Although Jesus’ radicalism generally centered at deconstructing the religious hegemony of His time, the bulk of His teaching nonetheless sought to transcend society from the grasps of capitalistic hegemony. Evident in His preaching are the conceptions of eternal life and the frivolities of pursuing a materialistic life. When a rich man asked Him if he qualifies to enter the kingdom of God, Jesus told him to sell all his richness and to follow Him. During the last supper, He tells His disciples that they shouldn’t focus on the material world, but on the spiritual world. There was even a recorded incident when He was extremely furious at how the synagogue, a holy place for prayer, was corrupted and turned into a marketplace.
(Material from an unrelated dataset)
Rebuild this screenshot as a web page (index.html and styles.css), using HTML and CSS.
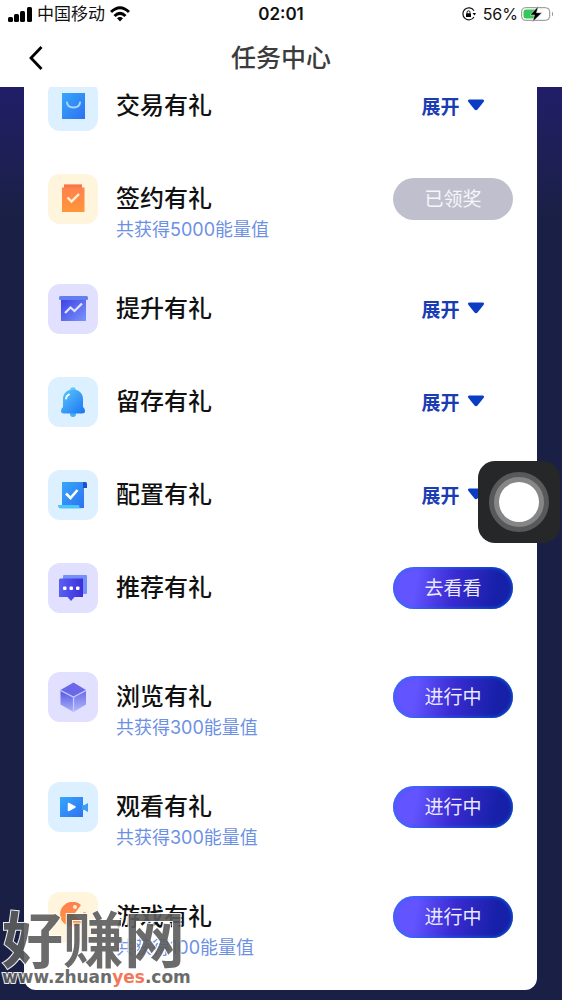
FILE: index.html
```html
<!DOCTYPE html>
<html lang="zh-CN">
<head>
<meta charset="utf-8">
<meta name="viewport" content="width=device-width, initial-scale=1">
<title>任务中心</title>
<link rel="stylesheet" href="styles.css">
</head>
<body>
<svg class="defs" width="0" height="0" aria-hidden="true">
  <defs>
    <linearGradient id="blue" x1="0" y1="0" x2="1" y2="1"><stop offset="0" stop-color="#35a8fb"/><stop offset="1" stop-color="#2f70f0"/></linearGradient>
    <linearGradient id="orange" x1="0" y1="0" x2="0" y2="1"><stop offset="0" stop-color="#ff7f50"/><stop offset="1" stop-color="#ff9638"/></linearGradient>
    <linearGradient id="indigo" x1="0" y1="0" x2="1" y2="1"><stop offset="0" stop-color="#3b3fe4"/><stop offset="1" stop-color="#7c94fa"/></linearGradient>
    <linearGradient id="bell" x1="0" y1="0" x2="1" y2="1"><stop offset="0" stop-color="#5cc8fb"/><stop offset="1" stop-color="#1a73f4"/></linearGradient>
    <linearGradient id="bubble" x1="0" y1="0" x2="1" y2="0"><stop offset="0" stop-color="#5a60f4"/><stop offset="1" stop-color="#3c2fd8"/></linearGradient>
    <linearGradient id="face" x1="0" y1="0" x2="0" y2="1"><stop offset="0" stop-color="#5355e0"/><stop offset="1" stop-color="#a9b2fb"/></linearGradient>
  </defs>
</svg>

<header class="top">
  <div class="status">
    <div class="status-side">
      <svg width="24" height="15" viewBox="0 0 24 15"><rect x="0" y="10" width="5" height="5" rx="1.5"/><rect x="6" y="7" width="5" height="8" rx="1.5"/><rect x="12" y="4" width="5" height="11" rx="1.5"/><rect x="19" y="0" width="5" height="15" rx="1.5"/></svg>
      <span class="carrier">中国移动</span>
      <svg width="20" height="16" viewBox="0 0 20 16" fill="none" stroke="#000" stroke-width="3"><path d="M1 6Q10-2.500 19 6"/><path d="M4.500 10Q10 4.800 15.500 10"/><path d="M10 15.500L7 12.300Q10 9.700 13 12.300Z" fill="#000" stroke="none"/></svg>
    </div>
    <time class="clock">02:01</time>
    <div class="status-side status-end">
      <svg width="14" height="14" viewBox="0 0 14 14"><path d="M12 3.700A6 6 0 1 0 12 10" fill="none" stroke="#111" stroke-width="1.200"/><path d="M10.500 6H14L12.500 8.500Z"/><rect x="4" y="6.300" width="5" height="3.700" rx=".6"/><path d="M5 6.500V5.300a1.500 1.500 0 0 1 3 0V6.500" fill="none" stroke="#111" stroke-width="1"/></svg>
      <span class="percent">56%</span>
      <svg class="battery" width="33" height="16" viewBox="0 0 33 16"><rect x=".7" y="1.700" width="28" height="12.600" rx="4" fill="#fff" stroke="#8b8b8b"/><path d="M5 3.500H15V12.500H5Q2.500 12.500 2.500 10V6Q2.500 3.500 5 3.500Z" fill="#34c759"/><path d="M31 5.500q2 2.300 0 5Z" fill="#8b8b8b"/><path d="M17.500 0L9 9H13.500L11.500 16L21 6.700H15.500Z" stroke="#fff" stroke-width=".5"/></svg>
    </div>
  </div>
  <div class="nav">
    <button class="back" type="button" aria-label="返回"><svg width="16" height="26" viewBox="0 0 16 26" fill="none" stroke="#000" stroke-width="2.800"><path d="M13.500 2L3 13L13.500 24"/></svg></button>
    <h1 class="nav-title">任务中心</h1>
    <span></span>
  </div>
</header>

<main class="page">
  <ul class="card">
    <li class="row">
      <span class="tile tile-blue"><svg width="30" height="30" viewBox="0 0 30 30"><rect x="4" y="2" width="23" height="26" fill="url(#blue)"/><path d="M9 11.500Q9.500 16.500 15.500 16.500T22 11.500" fill="none" stroke="#a9d6ff" stroke-width="2" stroke-linecap="round"/></svg></span>
      <div class="text"><h2 class="title">交易有礼</h2></div>
      <button class="expand" type="button">展开<svg class="caret" width="18" height="12" viewBox="0 0 18 12"><path d="M2.500.5H15.500Q18 .5 16.500 3L10.500 10.500Q9 12 7.500 10.500L1.500 3Q0 .5 2.500.5Z"/></svg></button>
    </li>
    <li class="row">
      <span class="tile tile-cream"><svg width="30" height="30" viewBox="0 0 30 30"><path d="M4 3.500H6V.500H24V3.500H26.500V28H4Z" fill="url(#orange)"/><path d="M6 .500H24V3.500H6Z" fill="#f5704a" opacity=".6"/><path d="M9.500 13.500L13.500 17.500L21 10" fill="none" stroke="#fff0d8" stroke-width="2.400"/></svg></span>
      <div class="text"><h2 class="title">签约有礼</h2><p class="sub">共获得5000能量值</p></div>
      <button class="pill pill-done" type="button">已领奖</button>
    </li>
    <li class="row">
      <span class="tile tile-lilac"><svg width="30" height="30" viewBox="0 0 30 30"><rect x="3" y="4" width="25" height="23" fill="url(#indigo)"/><rect x="1" y="2" width="29" height="4" rx="1.500" fill="#667df0"/><path d="M7 19L12.500 13.500L16.500 17L24 9.500" fill="none" stroke="#dfe2ff" stroke-width="2.300"/></svg></span>
      <div class="text"><h2 class="title">提升有礼</h2></div>
      <button class="expand" type="button">展开<svg class="caret" width="18" height="12" viewBox="0 0 18 12"><path d="M2.500.5H15.500Q18 .5 16.500 3L10.500 10.500Q9 12 7.500 10.500L1.500 3Q0 .5 2.500.5Z"/></svg></button>
    </li>
    <li class="row">
      <span class="tile tile-blue"><svg width="30" height="30" viewBox="0 0 30 30"><circle cx="15" cy="3" r="2.800" fill="#65c9fa"/><circle cx="15" cy="27" r="3" fill="#46aef8"/><path d="M15 2.500C21 2.500 25 6.500 25 12V20Q27 21.500 27 24Q27 26.500 24 26.500H6Q3 26.500 3 24Q3 21.500 5 20V12C5 6.500 9 2.500 15 2.500Z" fill="url(#bell)"/><path d="M8 11.500Q8.500 8.500 11 7.500" fill="none" stroke="#e6faff" stroke-width="2" stroke-linecap="round"/></svg></span>
      <div class="text"><h2 class="title">留存有礼</h2></div>
      <button class="expand" type="button">展开<svg class="caret" width="18" height="12" viewBox="0 0 18 12"><path d="M2.500.5H15.500Q18 .5 16.500 3L10.500 10.500Q9 12 7.500 10.500L1.500 3Q0 .5 2.500.5Z"/></svg></button>
    </li>
    <li class="row">
      <span class="tile tile-blue"><svg width="30" height="30" viewBox="0 0 30 30"><path d="M4 2H26V28H4Z" fill="url(#blue)"/><path d="M25 2H27.500Q29 2 29 4V8H25Z" fill="#1e50c8"/><path d="M0 25H21Q21 28.500 24 28.500H3Q0 28.500 0 25Z" fill="#4bc5fb"/><path d="M8 13.500L12.500 18L19.500 10" fill="none" stroke="#fff" stroke-width="2.600"/></svg></span>
      <div class="text"><h2 class="title">配置有礼</h2></div>
      <button class="expand" type="button">展开<svg class="caret" width="18" height="12" viewBox="0 0 18 12"><path d="M2.500.5H15.500Q18 .5 16.500 3L10.500 10.500Q9 12 7.500 10.500L1.500 3Q0 .5 2.500.5Z"/></svg></button>
    </li>
    <li class="row row-action">
      <span class="tile tile-lilac"><svg width="30" height="30" viewBox="0 0 30 30"><rect x="5" y="2" width="24" height="19" rx="1" fill="#7590fb"/><path d="M2 5.500H25V24H16.500L13 28L9.500 24H1V6.500Z" fill="url(#bubble)"/><g fill="#fff"><rect x="5" y="13.500" width="3.500" height="3.500" rx="1"/><rect x="11.500" y="13.500" width="3.500" height="3.500" rx="1"/><rect x="18" y="13.500" width="3.500" height="3.500" rx="1"/></g></svg></span>
      <div class="text"><h2 class="title">推荐有礼</h2></div>
      <button class="pill" type="button">去看看</button>
    </li>
    <li class="row">
      <span class="tile tile-lilac"><svg width="30" height="30" viewBox="0 0 30 30"><path d="M15.500.5L28 8L15.500 15L2.500 8Z" fill="#6a68e8"/><path d="M2.500 8L15.500 15V30L2.500 22.500Z" fill="url(#face)"/><path d="M28 8L15.500 15V30L28 22.500Z" fill="url(#face)" opacity=".85"/><path d="M2.500 8.500L15.500 15L28 8.500M15.500 15V29" fill="none" stroke="#c9cbff" stroke-width="1.200"/></svg></span>
      <div class="text"><h2 class="title">浏览有礼</h2><p class="sub">共获得300能量值</p></div>
      <button class="pill" type="button">进行中</button>
    </li>
    <li class="row">
      <span class="tile tile-blue"><svg width="30" height="30" viewBox="0 0 30 30"><rect x="2" y="5" width="23" height="20" fill="url(#blue)"/><path d="M24 13H26.500L30 11V20L26.500 18H24Z" fill="#3d9cf5"/><path d="M10.500 11.500L17 15L10.500 18.500Z" fill="#fff" stroke="#fff" stroke-width="1.500" stroke-linejoin="round"/></svg></span>
      <div class="text"><h2 class="title">观看有礼</h2><p class="sub">共获得300能量值</p></div>
      <button class="pill" type="button">进行中</button>
    </li>
    <li class="row">
      <span class="tile tile-cream"><svg width="30" height="30" viewBox="0 0 30 30"><path d="M23 3A12.500 12.500 0 1 0 24 20.500L16 12.500Z" fill="url(#orange)"/><circle cx="17" cy="5" r="2" fill="#fff4dc"/><circle cx="26.500" cy="12" r="2" fill="#ff9257"/></svg></span>
      <div class="text"><h2 class="title">游戏有礼</h2><p class="sub">共获得100能量值</p></div>
      <button class="pill" type="button">进行中</button>
    </li>
  </ul>
</main>

<button class="assist" type="button" aria-label="辅助触控"><span class="assist-ring"><span class="assist-dot"></span></span></button>

<div class="mark">
  <div class="mark-name">好赚网</div>
  <div class="mark-url">www.zhuan<span class="mark-accent">yes</span>.com</div>
</div>
</body>
</html>
```

FILE: styles.css
```css
* { box-sizing: border-box; }
body {
  margin: 0;
  min-height: 100vh;
  position: relative;
  overflow-x: hidden;
  background: #1a2045;
  font-family: Inter, "Noto Sans CJK SC", sans-serif;
  color: #111;
}
h1, h2, p, ul { margin: 0; padding: 0; }
button { border: 0; padding: 0; background: none; font: inherit; cursor: pointer; }
svg { display: block; flex: none; }
.defs { position: absolute; }

.top { background: #fff; }
.status {
  display: grid;
  grid-template-columns: 1fr auto 1fr;
  align-items: center;
  height: 28px;
  padding: 0 8px;
  font-size: 16px;
  line-height: 28px;
}
.status-side { display: flex; align-items: center; gap: 5px; }
.status-end { justify-content: flex-end; }
.carrier { font-size: 17px; }
.percent { margin-left: 2px; }
.clock { font-weight: 600; font-size: 17px; }
.battery { margin-left: -2px; }
.nav {
  display: grid;
  grid-template-columns: 1fr auto 1fr;
  align-items: center;
  height: 59px;
  padding: 0 28px;
}
.back { justify-self: start; }
.nav-title { font-size: 25px; line-height: 36px; font-weight: 500; color: #3c3c3c; }

.page {
  overflow: hidden;
  padding: 0 25px 10px 24px;
  background: linear-gradient(#211e68, #1a2045 130px);
}
.card {
  list-style: none;
  display: flex;
  flex-direction: column;
  gap: 43px;
  margin-top: -6px;
  padding: 0 24px 31px;
  background: #fff;
  border-radius: 0 0 12px 12px;
}
.row { display: flex; align-items: flex-start; }
.row-action { min-height: 66px; }
.tile {
  flex: none;
  display: grid;
  place-items: center;
  width: 50px;
  height: 50px;
  border-radius: 12px;
}
.tile-blue { background: #dcf0ff; }
.tile-cream { background: #fff4dc; }
.tile-lilac { background: #e1e0ff; }
.text { flex: 1; margin-left: 18px; }
.title { font-size: 24px; line-height: 50px; font-weight: 500; }
.sub { margin-top: -5px; font-size: 18px; line-height: 22px; color: #6c90e4; }
.pill, .expand {
  flex: none;
  width: 120px;
  height: 42px;
  margin-top: 4px;
  font-size: 19px;
}
.pill {
  padding-bottom: 4px;
  border-radius: 21px;
  color: #e9e9ff;
  background: linear-gradient(100deg, #6254ff 20%, #3a2bd2 50%, #1620a8 85%);
  box-shadow: inset 0 0 4px #0a78f0;
}
.pill-done { background: #c0bfce; color: #f6f6fa; box-shadow: none; }
.expand {
  display: flex;
  align-items: center;
  justify-content: center;
  gap: 7px;
  padding-bottom: 2px;
  font-weight: 700;
  color: #1a3db4;
}
.caret { fill: #0a3cc4; }

.assist {
  position: absolute;
  top: 461px;
  right: 2px;
  display: grid;
  place-items: center;
  width: 82px;
  height: 82px;
  border-radius: 17px;
  background: #252729;
}
.assist-ring {
  display: grid;
  place-items: center;
  width: 60px;
  height: 60px;
  border-radius: 50%;
  border: 5px solid #58595a;
  background: #868686;
}
.assist-dot { width: 40px; height: 40px; border-radius: 50%; background: #fff; }

.mark {
  position: absolute;
  left: 2px;
  top: 913px;
  color: #5c5c5c;
  -webkit-text-stroke: 2px #fff;
  paint-order: stroke fill;
  opacity: .9;
  pointer-events: none;
}
.mark-name { font-size: 61px; line-height: 56px; font-weight: 700; }
.mark-url { font-family: "DejaVu Sans", sans-serif; font-size: 17px; line-height: 16px; font-weight: 700; }
.mark-accent { color: #f26a4a; }
```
Chasing the vendors away and scattering the commodities, Jesus even went as far as to pour out all their money and overthrew the tables. Borrowing Bogues’ words, it is indeed “the irony of ironies” to see how that very capitalistic system the Messiah despises working against Him up till today. Just like the vendors who bent and reshaped the holy synagogue into a marketplace, the capitalistic hegemonic system of our world is constantly bending and reshaping Jesus into everything else but Him.